Records from a collection
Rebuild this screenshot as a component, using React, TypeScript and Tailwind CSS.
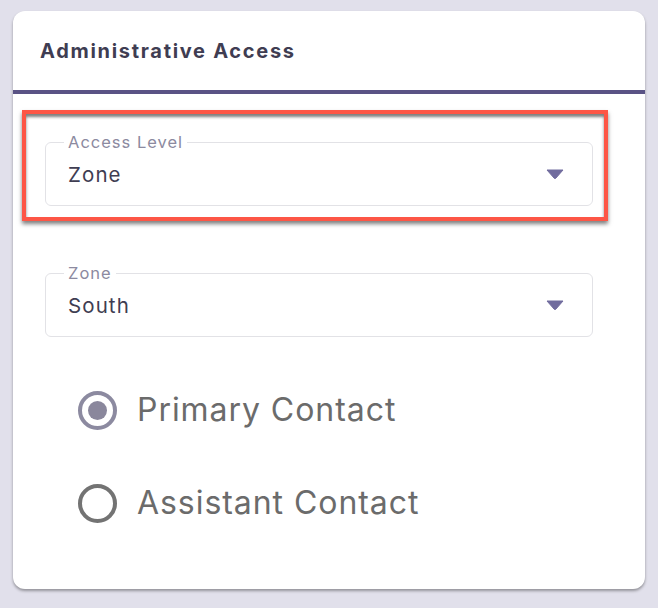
import React from 'react';

const font = { fontFamily: 'Inter, "Noto Sans", sans-serif' };

const Caret = () => (
  <svg width="18" height="10" viewBox="0 0 18 10" className="absolute right-[28px] top-1/2 -translate-y-1/2">
    <path d="M1 1 L17 1 L9.8 9.2 Q9 10 8.2 9.2 Z" fill="#716c9e" stroke="#716c9e" strokeWidth="1" strokeLinejoin="round" />
  </svg>
);

const SelectField = ({ label, value }: { label: string; value: string }) => (
  <div className="relative h-[64px] rounded-[6px] border border-[#e2e2e6] flex items-center pl-[22px]">
    <span className="absolute left-[18px] -top-[12px] bg-white px-[4px] text-[16.5px] leading-[22px] tracking-[1px] text-[#8c8aa0]">
      {label}
    </span>
    <span className="text-[20.5px] leading-[26px] tracking-[1.1px] text-[#3f3d52] mt-[2px]">{value}</span>
    <Caret />
  </div>
);

const Radio = ({ label, checked }: { label: string; checked?: boolean }) => (
  <div className="flex items-center gap-[20px] h-[40px]">
    <div
      className={
        checked
          ? 'w-[39px] h-[39px] rounded-full border-[4px] border-[#8c8aa0] flex items-center justify-center'
          : 'w-[39px] h-[39px] rounded-full border-[4px] border-[#737373]'
      }
    >
      {checked && <div className="w-[19px] h-[19px] rounded-full bg-[#8a879c]" />}
    </div>
    <span className="text-[32px] leading-[40px] text-[#6b6b6b] tracking-[0.95px]">{label}</span>
  </div>
);

export default function App() {
  return (
    <div className="min-h-[608px] bg-[#e1e0eb] pt-[11px] px-[13px]" style={font}>
      <div className="w-[632px] h-[578px] bg-white rounded-[12px] shadow-[0_2px_3px_rgba(0,0,0,0.35)] overflow-hidden">
        <div className="h-[79px] flex items-center pl-[27px] pt-[1px]">
          <h2 className="text-[20px] font-bold text-[#3f3d52] tracking-[1.7px]">Administrative Access</h2>
        </div>
        <div className="h-[4px] bg-[#5a5385]" />

        <div className="pt-[16px]">
          <div className="ml-[9px] w-[586px] border-[4px] border-[#fd5646] pt-[28px] pr-[11px] pb-[11px] pl-[19px] shadow-[0_3px_4px_rgba(0,0,0,0.5),inset_0_3px_3px_rgba(0,0,0,0.5)]">
            <SelectField label="Access Level" value="Zone" />
          </div>

          <div className="ml-[32px] w-[548px] mt-[52px]">
            <SelectField label="Zone" value="South" />
          </div>

          <div className="ml-[65px] mt-[53px] flex flex-col gap-[53px]">
            <Radio label="Primary Contact" checked />
            <Radio label="Assistant Contact" />
          </div>
        </div>
      </div>
    </div>
  );
}
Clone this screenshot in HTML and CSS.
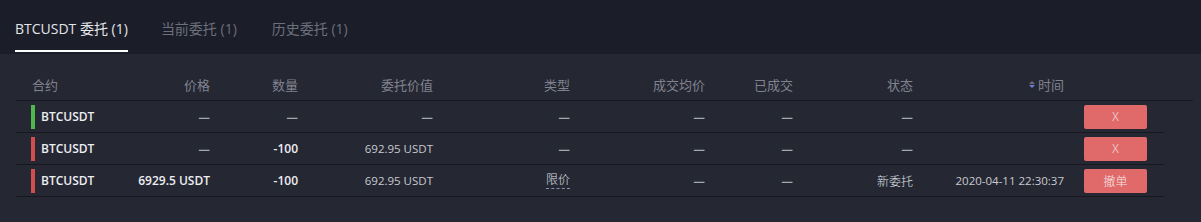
FILE: index.html
```html
<!DOCTYPE html>
<html lang="zh-CN">
<head>
    <meta charset="UTF-8">
    <meta name="viewport" content="width=device-width, initial-scale=1.0">
    <title>委托</title>
    <link rel="stylesheet" href="styles.css">
</head>
<body>
    <div class="tabs">
        <div class="tab active">BTCUSDT 委托 (1)</div>
        <div class="tab">当前委托 (1)</div>
        <div class="tab">历史委托 (1)</div>
    </div>

    <div class="panel">
        <div class="row head">
            <div class="cell first">合约</div>
            <div class="cell">价格</div>
            <div class="cell">数量</div>
            <div class="cell">委托价值</div>
            <div class="cell">类型</div>
            <div class="cell">成交均价</div>
            <div class="cell">已成交</div>
            <div class="cell">状态</div>
            <div class="cell"><span class="sort"><i class="up"></i><i class="down"></i></span>时间</div>
            <div class="cell"></div>
        </div>

        <div class="row">
            <div class="cell first"><span class="bar green"></span><b>BTCUSDT</b></div>
            <div class="cell dash">—</div>
            <div class="cell dash">—</div>
            <div class="cell dash">—</div>
            <div class="cell dash">—</div>
            <div class="cell dash">—</div>
            <div class="cell dash">—</div>
            <div class="cell dash">—</div>
            <div class="cell"></div>
            <div class="cell action"><button class="cancel">X</button></div>
        </div>

        <div class="row">
            <div class="cell first"><span class="bar red"></span><b>BTCUSDT</b></div>
            <div class="cell dash">—</div>
            <div class="cell"><b>-100</b></div>
            <div class="cell">692.95 USDT</div>
            <div class="cell dash">—</div>
            <div class="cell dash">—</div>
            <div class="cell dash">—</div>
            <div class="cell dash">—</div>
            <div class="cell"></div>
            <div class="cell action"><button class="cancel">X</button></div>
        </div>

        <div class="row">
            <div class="cell first"><span class="bar red"></span><b>BTCUSDT</b></div>
            <div class="cell"><b>6929.5 USDT</b></div>
            <div class="cell"><b>-100</b></div>
            <div class="cell">692.95 USDT</div>
            <div class="cell"><span class="tip">限价</span></div>
            <div class="cell dash">—</div>
            <div class="cell dash">—</div>
            <div class="cell status">新委托</div>
            <div class="cell">2020-04-11 22:30:37</div>
            <div class="cell action"><button class="cancel">撤单</button></div>
        </div>
    </div>
</body>
</html>
```

FILE: styles.css
```css
body {
    margin: 0;
    padding: 0;
    background-color: #252733;
    font-family: "Open Sans", "Noto Sans CJK SC", sans-serif;
    color: #d4d5da;
    height: 222px;
    overflow: hidden;
}

.tabs {
    display: flex;
    height: 54px;
    padding-left: 15px;
    background-color: #1b1d28;
    box-sizing: border-box;
}

.tab {
    display: flex;
    align-items: center;
    height: 52px;
    margin-right: 35px;
    font-size: 14px;
    color: #6c6f7c;
    box-sizing: border-box;
    border-bottom: 2px solid transparent;
    padding-top: 6px;
}

.tab.active {
    color: #e4e5ea;
    border-bottom-color: #ffffff;
    margin-right: 33px;
}

.panel {
    padding: 16px 0 0 16px;
}

.row {
    display: grid;
    grid-template-columns: 114px 80px 88px 135px 137px 135px 88px 120px 151px 100px;
    width: 1148px;
    height: 32px;
    align-items: center;
    border-bottom: 1px solid #16171f;
    box-sizing: border-box;
    font-size: 11.5px;
    color: #c9cad0;
}

.row.head {
    width: 1177px;
    height: 31px;
    font-size: 13px;
    color: #80838f;
    padding-bottom: 2px;
}

.cell {
    text-align: right;
    white-space: nowrap;
    display: flex;
    justify-content: flex-end;
    align-items: center;
}

.cell.first {
    justify-content: flex-start;
    padding-left: 15px;
}

.row.head .cell.first {
    padding-left: 16px;
}

.cell b {
    font-size: 12px;
    font-weight: 600;
    color: #eceef2;
}

.bar {
    display: inline-block;
    width: 4px;
    height: 24px;
    margin-right: 6px;
}

.bar.green {
    background-color: #4fb84d;
}

.bar.red {
    background-color: #d04e4e;
}

.dash {
    font-family: "Noto Sans CJK SC", sans-serif;
    font-size: 13px;
    font-weight: 700;
    color: #a4a6b0;
}

.status {
    font-size: 12px;
    font-weight: 300;
    color: #dfe0e5;
}

.tip {
    font-size: 12px;
    font-weight: 300;
    color: #dfe0e5;
    border-bottom: 1px dashed #8a90b0;
    line-height: 16px;
}

.sort {
    display: inline-flex;
    flex-direction: column;
    margin-right: 3px;
}

.sort i {
    display: block;
    width: 0;
    height: 0;
    border-left: 3px solid transparent;
    border-right: 3px solid transparent;
}

.sort .up {
    border-bottom: 3px solid #6b6e7a;
    margin-bottom: 1px;
}

.sort .down {
    border-top: 3px solid #6f7fe0;
}

.action {
    justify-content: flex-start;
    padding-left: 20px;
}

.cancel {
    width: 63px;
    height: 24px;
    border: none;
    border-radius: 2px;
    background-color: #e06a6a;
    color: #f5e6e6;
    font-family: "Open Sans", "Noto Sans CJK SC", sans-serif;
    font-size: 12px;
    font-weight: 300;
    padding: 0;
    cursor: pointer;
}
```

- [Objective]:
Copy every line of the listing that includes the string "this".

- [Task response]:
Rebuild this screenshot as a component, using React, TypeScript and Tailwind CSS.
Clone this screenshot in HTML and CSS.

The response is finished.